On March 14, 1961, defendant executed a notarial act of sale of a lot of ground to plaintiff for a recited consideration of $800.00 cash; and the same day, before the same notary, plaintiff executed an agreement, in consideration of $800.00 cash, not to make any claim on the note before June 6, 1961.

On April 12, 1961, defendant paid plaintiff $100.00 on account of the note.

On September 25, 1961, defendant executed a notarial act of sale of another lot of ground to plaintiff for a recited consideration of $800.00 cash; and the same day, before the same notary, defendant executed an agreement, in consideration of $800.00 cash, not to make any claim on the note before March 15, 1962.

On May 11, 1962, plaintiff instituted executory proceedings to foreclose the mortgage, praying for judgment for the whole $13,000.00, plus interest at 8% per annum from November 6, 1959 (6 months after the date of the loan), but allowing as a credit against interest the total of $800.00 paid on the note from time to time after November 6, 1959.

On June 20, 1962, defendant brought a rule for a preliminary injunction against the sale under executory process, reciting the loan of only $10,000.00 and the transfer of the two lots to plaintiff, and alleging interference with her efforts to borrow elsewhere to pay plaintiff, by refusing to deliver to her the title abstracts she paid to have prepared. Her prayer was for credit for $2,600.00 on account of the transfer of the two lots and *325 for nullification of all interest provisions, and for injunction against the sale because plaintiff claimed an excessive amount in the writ of executory process, and defendant was unable to stop the sale except by paying more than she owed plaintiff.

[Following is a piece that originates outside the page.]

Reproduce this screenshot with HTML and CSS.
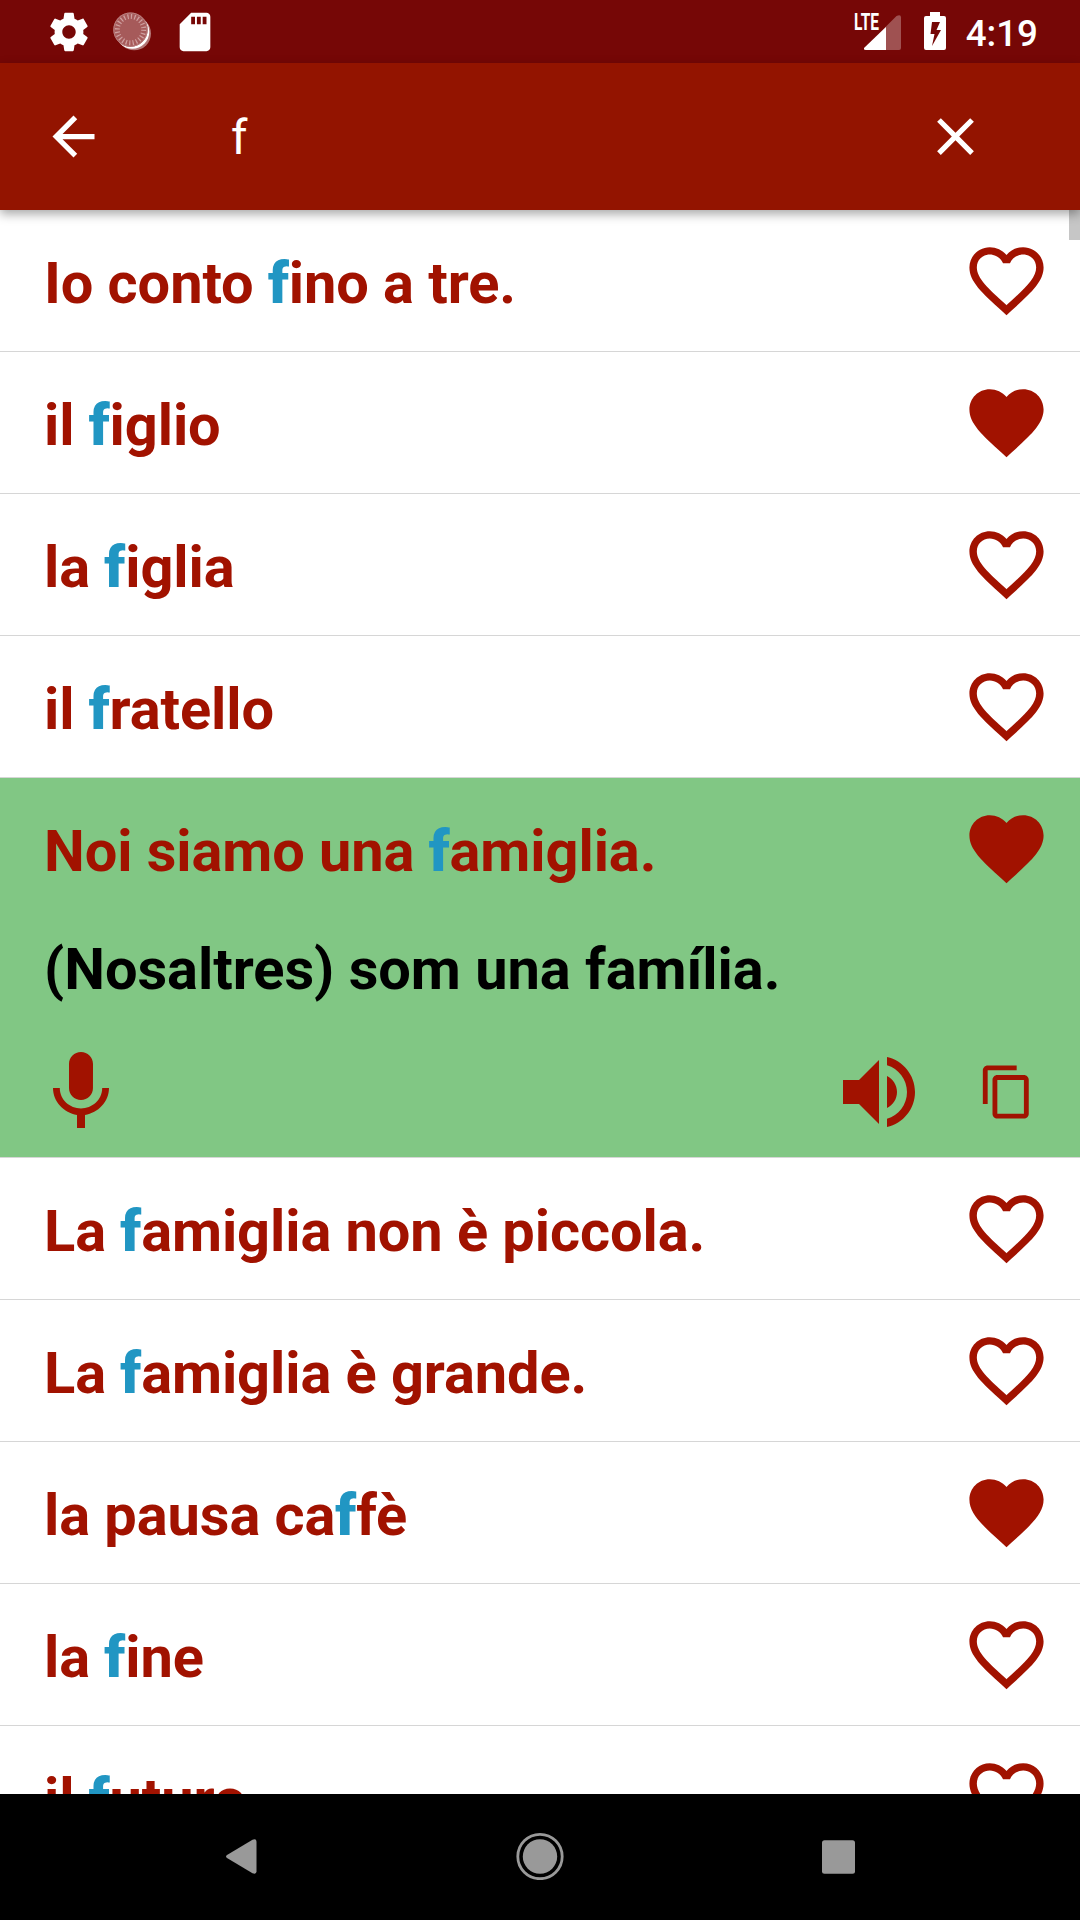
FILE: index.html
```
<!DOCTYPE html>
<html lang="it">
<head>
    <meta charset="UTF-8">
    <title>Cerca</title>
    <link rel="stylesheet" href="styles.css">
</head>
<body>
    <!-- shared icons -->
    <svg class="sprite">
        <symbol id="heart" viewBox="0 0 24 24">
            <path d="M12 21.35l-1.45-1.32C5.4 15.36 2 12.28 2 8.5 2 5.42 4.42 3 7.5 3c1.74 0 3.41.81 4.5 2.09C13.09 3.81 14.76 3 16.5 3 19.58 3 22 5.42 22 8.5c0 3.78-3.4 6.86-8.55 11.54L12 21.35z"/>
        </symbol>
        <symbol id="heart-outline" viewBox="0 0 24 24">
            <path d="M16.5 3c-1.74 0-3.41.81-4.5 2.09C10.91 3.81 9.24 3 7.5 3 4.42 3 2 5.42 2 8.5c0 3.78 3.4 6.86 8.55 11.54L12 21.35l1.45-1.32C18.6 15.36 22 12.28 22 8.5 22 5.42 19.58 3 16.5 3zm-4.4 15.55l-.1.1-.1-.1C7.14 14.24 4 11.39 4 8.5 4 6.5 5.5 5 7.5 5c1.54 0 3.04.99 3.57 2.36h1.87C13.46 5.99 14.96 5 16.5 5c2 0 3.5 1.5 3.5 3.5 0 2.89-3.14 5.74-7.9 10.05z"/>
        </symbol>
    </svg>

    <div class="screen">
        <div class="status-bar">
            <div class="notifications">
                <svg class="status-icon" viewBox="0 0 24 24"><path d="M19.43 12.98c.04-.32.07-.64.07-.98s-.03-.66-.07-.98l2.11-1.65c.19-.15.24-.42.12-.64l-2-3.46c-.12-.22-.39-.3-.61-.22l-2.49 1c-.52-.4-1.08-.73-1.69-.98l-.38-2.65C14.46 2.18 14.25 2 14 2h-4c-.25 0-.46.18-.49.42l-.38 2.65c-.61.25-1.17.59-1.69.98l-2.49-1c-.23-.09-.49 0-.61.22l-2 3.46c-.13.22-.07.49.12.64l2.11 1.65c-.04.32-.07.65-.07.98s.03.66.07.98l-2.11 1.65c-.19.15-.24.42-.12.64l2 3.46c.12.22.39.3.61.22l2.49-1c.52.4 1.08.73 1.69.98l.38 2.65c.03.24.24.42.49.42h4c.25 0 .46-.18.49-.42l.38-2.65c.61-.25 1.17-.59 1.69-.98l2.49 1c.23.09.49 0 .61-.22l2-3.46c.12-.22.07-.49-.12-.64l-2.11-1.65zM12 15.5c-1.93 0-3.5-1.57-3.5-3.5s1.57-3.5 3.5-3.5 3.5 1.57 3.5 3.5-1.57 3.5-3.5 3.5z"/></svg>
                <svg class="status-icon" viewBox="0 0 46 46">
                    <circle cx="25.2" cy="24.500" r="16.8" fill-opacity=".45"/>
                    <circle cx="23.3" cy="22.700" r="17"/>
                    <circle cx="21.500" cy="20.700" r="17.2" fill="#a65a5a"/>
                    <circle cx="21.500" cy="20.700" r="13.2" fill="none" stroke="#cfa0a0" stroke-width="5" stroke-dasharray="1.2 2.256"/>
                    <circle cx="21.500" cy="20.700" r="16.7" fill="none" stroke="#bb8080" stroke-width="1"/>
                </svg>
                <svg class="status-icon" viewBox="0 0 24 24"><path d="M18 2h-8L4.02 8 4 20c0 1.1.9 2 2 2h12c1.1 0 2-.9 2-2V4c0-1.1-.9-2-2-2zm-6 6h-2V4h2v4zm3 0h-2V4h2v4zm3 0h-2V4h2v4z"/></svg>
            </div>
            <div class="system">
                <svg class="signal" viewBox="0 0 48 40">
                    <path d="M11 38V36.5L43.5 4q4.5-2 4.5 1.500V36q0 2-2 2z" fill-opacity=".3"/>
                    <path d="M33 15v23H13q-2 0-2-1.500V36z"/>
                    <text x="1" y="18" textLength="25" lengthAdjust="spacingAndGlyphs">LTE</text>
                </svg>
                <svg class="battery" viewBox="0 0 22 38">
                    <path fill-rule="evenodd" d="M6 0h10v4h4q2 0 2 2v30q0 2-2 2H2q-2 0-2-2V6q0-2 2-2h4zM8 10L6.500 22h4L8 34 17 18h-4.500L16 10z"/>
                </svg>
                <span class="clock">4:19</span>
            </div>
        </div>

        <div class="search-bar">
            <svg class="bar-icon" viewBox="0 0 24 24"><path d="M20 11H7.830l5.590-5.590L12 4l-8 8 8 8 1.410-1.410L7.830 13H20v-2z"/></svg>
            <span class="query">f</span>
            <svg class="bar-icon" viewBox="0 0 24 24"><path d="M19 6.410L17.590 5 12 10.590 6.410 5 5 6.410 10.590 12 5 17.590 6.410 19 12 13.410 17.590 19 19 17.590 13.410 12z"/></svg>
        </div>

        <div class="results">
            <div class="scrollbar"></div>
            <div class="item">
                <div class="row"><span class="phrase">Io conto <b>f</b>ino a tre.</span><svg class="fav"><use href="#heart-outline"/></svg></div>
            </div>
            <div class="item">
                <div class="row"><span class="phrase">il <b>f</b>iglio</span><svg class="fav"><use href="#heart"/></svg></div>
            </div>
            <div class="item">
                <div class="row"><span class="phrase">la <b>f</b>iglia</span><svg class="fav"><use href="#heart-outline"/></svg></div>
            </div>
            <div class="item">
                <div class="row"><span class="phrase">il <b>f</b>ratello</span><svg class="fav"><use href="#heart-outline"/></svg></div>
            </div>
            <div class="item open">
                <div class="row"><span class="phrase">Noi siamo una <b>f</b>amiglia.</span><svg class="fav"><use href="#heart"/></svg></div>
                <div class="translation">(Nosaltres) som una família.</div>
                <div class="actions">
                    <svg class="action mic" viewBox="0 0 24 24"><path d="M12 14c1.660 0 2.990-1.340 2.990-3L15 5c0-1.660-1.340-3-3-3S9 3.340 9 5v6c0 1.660 1.340 3 3 3zm5.300-3c0 3-2.540 5.100-5.300 5.100S6.700 14 6.700 11H5c0 3.410 2.720 6.230 6 6.720V21h2v-3.280c3.280-.48 6-3.300 6-6.720h-1.700z"/></svg>
                    <svg class="action" viewBox="0 0 24 24"><path d="M3 9v6h4l5 5V4L7 9H3zm13.500 3c0-1.770-1.020-3.290-2.500-4.030v8.050c1.480-.73 2.500-2.250 2.500-4.020zM14 3.230v2.060c2.890.86 5 3.540 5 6.710s-2.110 5.850-5 6.710v2.060c4.010-.91 7-4.490 7-8.770s-2.990-7.860-7-8.770z"/></svg>
                    <svg class="copy" viewBox="0 0 24 24"><path d="M16 1H4c-1.100 0-2 .9-2 2v14h2V3h12V1zm3 4H8c-1.100 0-2 .9-2 2v14c0 1.100.9 2 2 2h11c1.100 0 2-.9 2-2V7c0-1.100-.9-2-2-2zm0 16H8V7h11v14z"/></svg>
                </div>
            </div>
            <div class="item">
                <div class="row"><span class="phrase">La <b>f</b>amiglia non è piccola.</span><svg class="fav"><use href="#heart-outline"/></svg></div>
            </div>
            <div class="item">
                <div class="row"><span class="phrase">La <b>f</b>amiglia è grande.</span><svg class="fav"><use href="#heart-outline"/></svg></div>
            </div>
            <div class="item">
                <div class="row"><span class="phrase">la pausa ca<b>f</b>fè</span><svg class="fav"><use href="#heart"/></svg></div>
            </div>
            <div class="item">
                <div class="row"><span class="phrase">la <b>f</b>ine</span><svg class="fav"><use href="#heart-outline"/></svg></div>
            </div>
            <div class="item">
                <div class="row"><span class="phrase">il <b>f</b>uturo</span><svg class="fav"><use href="#heart-outline"/></svg></div>
            </div>
        </div>

        <div class="nav-bar">
            <svg class="nav-icon" viewBox="0 0 48 48"><path d="M10 23L35.500 7.800q4-1.500 4 2v29.400q0 3.500-4 2L10 26q-2-1.500 0-3z"/></svg>
            <svg class="nav-icon" viewBox="0 0 48 48"><circle cx="24" cy="24.500" r="17.200"/><circle cx="24" cy="24.500" r="22.200" fill="none" stroke="#999" stroke-width="2.800"/></svg>
            <svg class="nav-icon" viewBox="0 0 48 48"><rect x="7" y="8.200" width="33" height="33.500" rx="2.500"/></svg>
        </div>
    </div>
</body>
</html>
```
FILE: styles.css
```
* {
    box-sizing: border-box;
}

body {
    margin: 0;
    font-family: Roboto, sans-serif;
    background-color: #fff;
}

svg {
    display: block;
    flex-shrink: 0;
}

.sprite {
    display: none;
}

.screen {
    width: 1080px;
    height: 1920px;
    display: flex;
    flex-direction: column;
    overflow: hidden;
}

/* status bar */
.status-bar {
    height: 63px;
    flex-shrink: 0;
    display: flex;
    justify-content: space-between;
    background-color: #760706;
    color: #fff;
    fill: #fff;
    padding: 0 42px 0 45.5px;
}

.notifications, .system {
    display: flex;
}

.notifications {
    gap: 17px;
    padding-top: 8.5px;
}

.status-icon {
    width: 46px;
    height: 46px;
}

.system {
    padding-top: 12px;
}

.signal {
    width: 48px;
    height: 40px;
    margin-right: 23px;
    overflow: visible;
}

.signal text {
    font-size: 23px;
    font-weight: 700;
}

.battery {
    width: 22px;
    height: 38px;
    margin-right: 20px;
}

.clock {
    font-size: 36.75px;
    font-weight: 500;
    line-height: 43px;
}

/* search bar */
.search-bar {
    height: 147px;
    flex-shrink: 0;
    display: flex;
    align-items: center;
    background-color: #931400;
    color: #fff;
    fill: #fff;
    padding: 0 93px 0 42px;
    box-shadow: 0 4px 10px rgba(0, 0, 0, 0.35);
    position: relative;
    z-index: 1;
}

.bar-icon {
    width: 63px;
    height: 63px;
}

.query {
    flex: 1;
    padding: 2px 0 0 126px;
    font-size: 47.25px;
}

/* results */
.results {
    flex: 1;
    min-height: 0;
    overflow: hidden;
    position: relative;
}

.scrollbar {
    position: absolute;
    top: 0;
    right: 0;
    width: 11px;
    height: 30px;
    background-color: #c6c6c6;
}

.item {
    border-bottom: 1px solid #d6d6d6;
    color: #a11200;
    fill: #a11200;
    font-size: 57.75px;
    font-weight: 700;
}

.row {
    height: 141px;
    display: flex;
    align-items: center;
    justify-content: space-between;
    padding: 3px 29px 0 44px;
}

.phrase {
    padding-top: 2px;
    letter-spacing: -0.08px;
}

.phrase b {
    color: #2196c3;
}

.fav {
    width: 89px;
    height: 89px;
    margin-bottom: 3px;
}

.open {
    height: 380px;
    background-color: #81c784;
}

.translation {
    color: #000;
    padding-left: 44px;
    line-height: 68px;
    margin-top: 16px;
    letter-spacing: -0.03px;
}

.actions {
    display: flex;
    align-items: center;
    padding: 0 44px 0 33px;
    margin-top: 40.5px;
}

.action {
    width: 96px;
    height: 96px;
}

.mic {
    margin-right: auto;
}

.copy {
    width: 58px;
    height: 58px;
    margin-left: 51px;
}

/* navigation bar */
.nav-bar {
    height: 126px;
    flex-shrink: 0;
    display: flex;
    justify-content: center;
    align-items: center;
    gap: 251px;
    background-color: #000;
    fill: #999;
    padding: 0 1px 2px 0;
}

.nav-icon {
    width: 48px;
    height: 48px;
}
```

The district judge dismissed the rule for preliminary injunction, maintained the writ and ordered the sale under executory process. Defendant appealed suspensively to this court.

The judgment appealed from is undoubtedly correct insofar as it refused to enjoin the sale in its entirety simply because defendant contended the amount of the writ was excessive; Crowley Bank & Trust Co. v. Hurd, 137 La. 787, 69 So. 175 (1915); see also Mayfield v. Nunn, 239 La. 1021, 121 So.2d 65, 66 (1960), footnote 1, explaining refusal to grant writs under similar circumstances. If the amount of the writ is excessive the writ might be reduced but the sale cannot be enjoined insofar as the lesser amount admittedly due is concerned. Nevertheless, the judgment appealed from might require modification insofar as it maintains the original writ of executory process at the amount claimed by plaintiff.

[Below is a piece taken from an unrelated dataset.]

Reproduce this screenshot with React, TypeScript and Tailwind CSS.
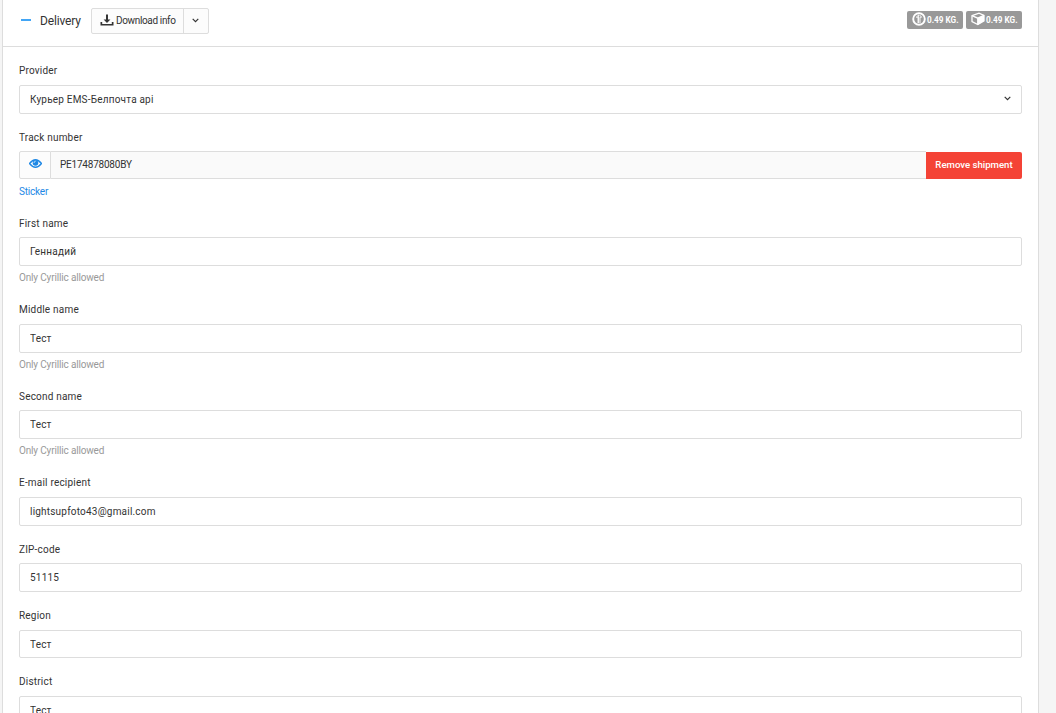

On the amount of interest recoverable, we are of the opinion that plaintiff cannot collect discounted interest, plus maximum legal interest during the period of the discount on both loan and discount, plus bonuses for extensions during and after that same period.

In Williams' Heirs v. Douglass, 47 La. Ann. 1277, 17 So. 805 (1895), Williams borrowed $27,500.00 for which he gave his installment notes payable over 10 years for a total amount of $46,354.80, bearing 8% per annum interest from maturity and subject to an acceleration of maturity clause. The fourth note of the series was not paid punctually. Thereafter the holder of the notes elected, on December 10, 1894, to accelerate the maturity of the remaining notes by filing foreclosure proceedings on the property mortgage to secure the notes. In a proceeding similar to that before us now, Williams' heirs sought to enjoin the foreclosure sale, arguing, among other things, that the interest capitalized in the notes was payment for the use of the money borrowed for the full term of the loan, and that the notes should be reduced by the amount of the "unearned" interest when the holder elects to accelerate maturity. The court held:

"* * * Our conclusion is that this reduction ought to be made, because the amount of the indebtedness of the deceased, as represented by his 10 notes, was evidently predicated upon the theory that he, as maker and borrower, should retain and use the capital during that period of time. But, having exercised the option of the covenant in the mortgage, to precipitate the maturity of all the premature installments of the debt, the mortgagee necessarily assumed the corresponding duty of remitting all the capitalized interest that was unearned at the time of the attempted exercise of that right by the seizure and sale of the mortgaged property, on the 10th of December, 1894. * * *"

Williams v. Alphonse Mortgage Co., La. App., 144 So.2d 600 (1962), cited by plaintiff, did not involve an election to accelerate by the holder of the note. There the maker of the note elected to pay her discounted note in advance of maturity in order to obtain a 30% rebate on the unearned interest. On the maker's subsequent suit for a further refund on the ground that she had been charged usurious interest, this court simply held that the discounting of notes at an interest rate greater than 8% per annum is not usurious within the prohibition of LSA-C.C. Art. 2924. This case is in no way inconsistent with the rule of Williams' Heirs v. Douglass, that where the holder of the note elects to accelerate maturity he thereby remits the unearned capitalized interest. This rule has been recited with approval on other occasions, the latest *326 approval by the Supreme Court being in Unity Plan Finance Co. v. Green, 179 La. 1070, 155 So. 900, (1934), where the court said at page 905 that Williams' Heirs v.